AVERSA. Tra sospensioni ed interrogatori proseguono di pari passo l’iter giudiziario e quello amministrativo nell’inchiesta sui furbetti del cartellino al Comune di Aversa.
L’altro giorno si è tenuto l’interrogatorio più atteso, quello di Paolo Ruscigno, unico agli arresti domiciliari ed i pensione da sei mesi. Nel corso dell’interrogatorio di garanzia davanti al gip Ruscigno ha respinto le accuse mosse dalla Procura di Napoli Nord, affermando che compensava i ritardi mattutini uscendo di sera dal Comune, ma senza percepire lo straordinario.
Il suo difensore, avvocato Maurizio Abbate, ha chiesto la revoca degli arresti domiciliari.

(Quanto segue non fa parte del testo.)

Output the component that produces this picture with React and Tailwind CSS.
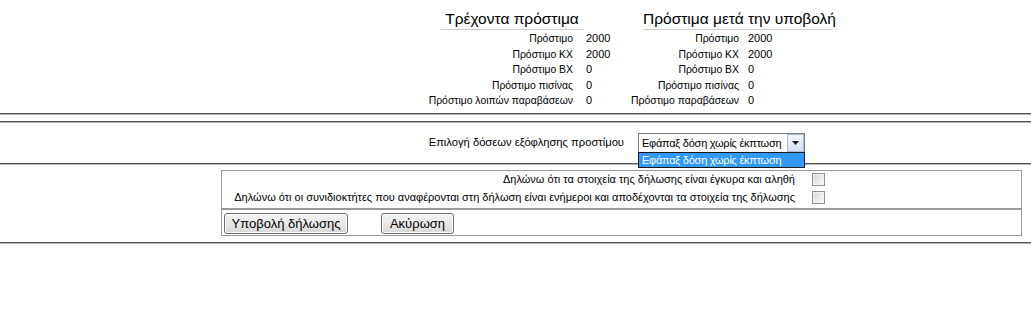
import React from 'react';

const current = [
  ['Πρόστιμο', '2000'],
  ['Πρόστιμο ΚΧ', '2000'],
  ['Πρόστιμο ΒΧ', '0'],
  ['Πρόστιμο πισίνας', '0'],
  ['Πρόστιμο λοιπών παραβάσεων', '0'],
];

const after = [
  ['Πρόστιμο', '2000'],
  ['Πρόστιμο ΚΧ', '2000'],
  ['Πρόστιμο ΒΧ', '0'],
  ['Πρόστιμο πισίνας', '0'],
  ['Πρόστιμο παραβάσεων', '0'],
];

// grooved rule like the old <hr>
const Rule = ({ className = '' }) => (
  <div className={`h-[2px] border-t border-t-[#555] border-b border-b-[#b5b5b5] ${className}`} />
);

const FineBlock = ({ title, rows, titleOffset, titleWidth, labelWidth, labelPad, width }) => (
  <div className={width}>
    <div className={`${titleOffset} ${titleWidth} border-b border-[#cfcfcf] text-center text-[15.5px] leading-[21px] whitespace-nowrap`}>
      {title}
    </div>
    <div className="pt-[1px]">
      {rows.map(([label, value]) => (
        <div key={label} className="flex text-[11px] leading-[15.5px]">
          <div className={`${labelWidth} ${labelPad} flex justify-end whitespace-nowrap text-[10.4px]`}>{label}</div>
          <div className="whitespace-nowrap">{value}</div>
        </div>
      ))}
    </div>
  </div>
);

const Checkbox = () => (
  <span className="block w-[13px] h-[13px] border border-[#8e8f8f] bg-gradient-to-br from-[#d8d8d8] to-[#fbfbfb] shadow-[inset_0_0_0_1px_#f4f4f4]" />
);

const Button = ({ children, className = '' }) => (
  <button
    type="button"
    className={`h-[21px] rounded-[3px] border border-[#707070] bg-gradient-to-b from-[#f4f4f4] via-[#e8e8e8] to-[#d6d6d6] text-[13px] leading-none text-black shadow-[inset_0_0_0_1px_#fcfcfc] ${className}`}
  >
    {children}
  </button>
);

export default function App() {
  return (
    <div className="w-[1031px] h-[328px] bg-white text-black font-['Liberation_Sans','Noto_Sans',sans-serif] overflow-hidden">
      <div className="flex pl-[429px] pt-[8px]">
        <FineBlock
          title="Τρέχοντα πρόστιμα"
          rows={current}
          width="w-[201px]"
          titleOffset="ml-[12px]"
          titleWidth="w-[142px]"
          labelWidth="w-[157px]"
          labelPad="pr-[13px]"
        />
        <FineBlock
          title="Πρόστιμα μετά την υποβολή"
          rows={after}
          width="w-[220px]"
          titleOffset="ml-[13px]"
          titleWidth="w-[190px]"
          labelWidth="w-[118px]"
          labelPad="pr-[9px]"
        />
      </div>

      <Rule className="mt-[4px]" />
      <Rule className="mt-[6px]" />

      <div className="flex items-center h-[40px]">
        <div className="w-[624px] flex justify-end whitespace-nowrap text-[11.2px]">
          Επιλογή δόσεων εξόφλησης προστίμου
        </div>
        <div className="relative ml-[14px]">
          <div className="flex h-[20px] w-[167px] border border-[#7f7f7f] bg-white">
            <div className="flex-1 pl-[3px] text-[11px] tracking-[-0.25px] leading-[18px] whitespace-nowrap">
              Εφάπαξ δόση χωρίς έκπτωση
            </div>
            <div className="w-[17px] h-[18px] flex items-center justify-center border border-[#a9bbd6] bg-gradient-to-b from-[#f3f6fb] to-[#d4dff0]">
              <svg width="7" height="4" viewBox="0 0 7 4">
                <path d="M0 0h7L3.5 4z" fill="#1a1a1a" />
              </svg>
            </div>
          </div>
          <div className="absolute left-0 top-[19px] w-[167px] h-[16px] border border-[#1a1a1a] bg-[#3399ff] text-white text-[11px] tracking-[-0.25px] leading-[14px] pl-[3px] whitespace-nowrap">
            Εφάπαξ δόση χωρίς έκπτωση
          </div>
        </div>
      </div>

      <Rule />

      <div className="ml-[221px] mt-[5px] w-[801px] border border-[#9a9a9a] text-[11px]">
        <div className="pb-[1px]">
          <div className="flex items-center h-[18px]">
            <div className="w-[576px] pr-[3px] flex justify-end whitespace-nowrap">
              Δηλώνω ότι τα στοιχεία της δήλωσης είναι έγκυρα και αληθή
            </div>
            <div className="ml-[14px]"><Checkbox /></div>
          </div>
          <div className="flex items-center h-[18px]">
            <div className="w-[576px] pr-[3px] flex justify-end whitespace-nowrap">
              Δηλώνω ότι οι συνιδιοκτήτες που αναφέρονται στη δήλωση είναι ενήμεροι και αποδέχονται τα στοιχεία της δήλωσης
            </div>
            <div className="ml-[14px]"><Checkbox /></div>
          </div>
        </div>
        <div className="h-[2px] bg-[#9a9a9a]" />
        <div className="flex items-start h-[25px] pt-[3px] pl-[2px] gap-[33px]">
          <Button className="w-[124px]">Υποβολή δήλωσης</Button>
          <Button className="w-[73px]">Ακύρωση</Button>
        </div>
      </div>

      <Rule className="mt-[6px]" />
    </div>
  );
}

Intanto la Commissione Ufficio Provvedimenti Disciplinari del Comune di Aversa ha attivato il procedimento disciplinare per i dipendenti comunali coinvolti nell’inchiesta: prevista la sospensione cautelare dello stipendio per il 50%, per salvaguardare l’assegno alimentare
L’indagine
Dell’indagine si sapeva da tempo, visto che lo scorso anno i finanzieri del Gruppo di Aversa avevano acquisito proprio negli uffici comunali i documenti sulle presenza dei dipendenti. L’inchiesta, che riguarda l’anno 2022, è stata coordinata dalla Procura della Repubblica di Napoli Nord (Procuratore Maria Antonietta Troncone) e vede come indagati in totale 22 dipendenti, che rispondono tutti del reato previsto dalla Legge Brunetta di false attestazioni di presenza in servizio; solo al dipendente finito ai domiciliari, andato peraltro in pensione lo scorso anno, è stata contestata la truffa aggravata ai danni di un ente pubblico con il conseguente sequestro di 9100 euro, somma che equivale a quanto percepito indebitamente nel 2022.

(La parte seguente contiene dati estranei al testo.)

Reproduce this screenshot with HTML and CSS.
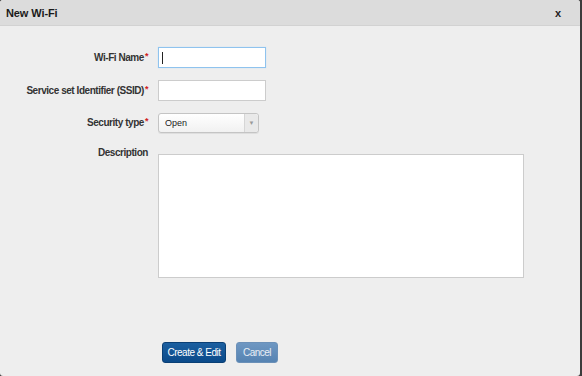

Per lui l’accusa è di aver sfruttato la possibilità di prestare servizio all’esterno per conto del Comune – era addetto l’ufficio fogne ed acquedotto – per presentarsi a lavoro alle 10 del mattino e assentarsi durante l’orario di ufficio. Dalle indagini delle Guardia di Finanza è invece emerso che il lavoratore era a casa, al bar o fare altri servizi; per coprire la sua condotta, il dipendente avrebbe alterato la macchina marcatempo, inserendo un codice relativo al lavoro esterno, che però non svolgeva.
Gli altri dodici lavoratori colpiti dalla misura del divieto di dimora si scambiavano invece il badge per timbrare il cartellino ma non sono emerse per ora nei loro confronti condotte truffaldine. Determinanti per le indagini le telecamere installate dalla Gdf nei pressi della macchina marcatempo, delle buste paga e dei tabulati delle presenze.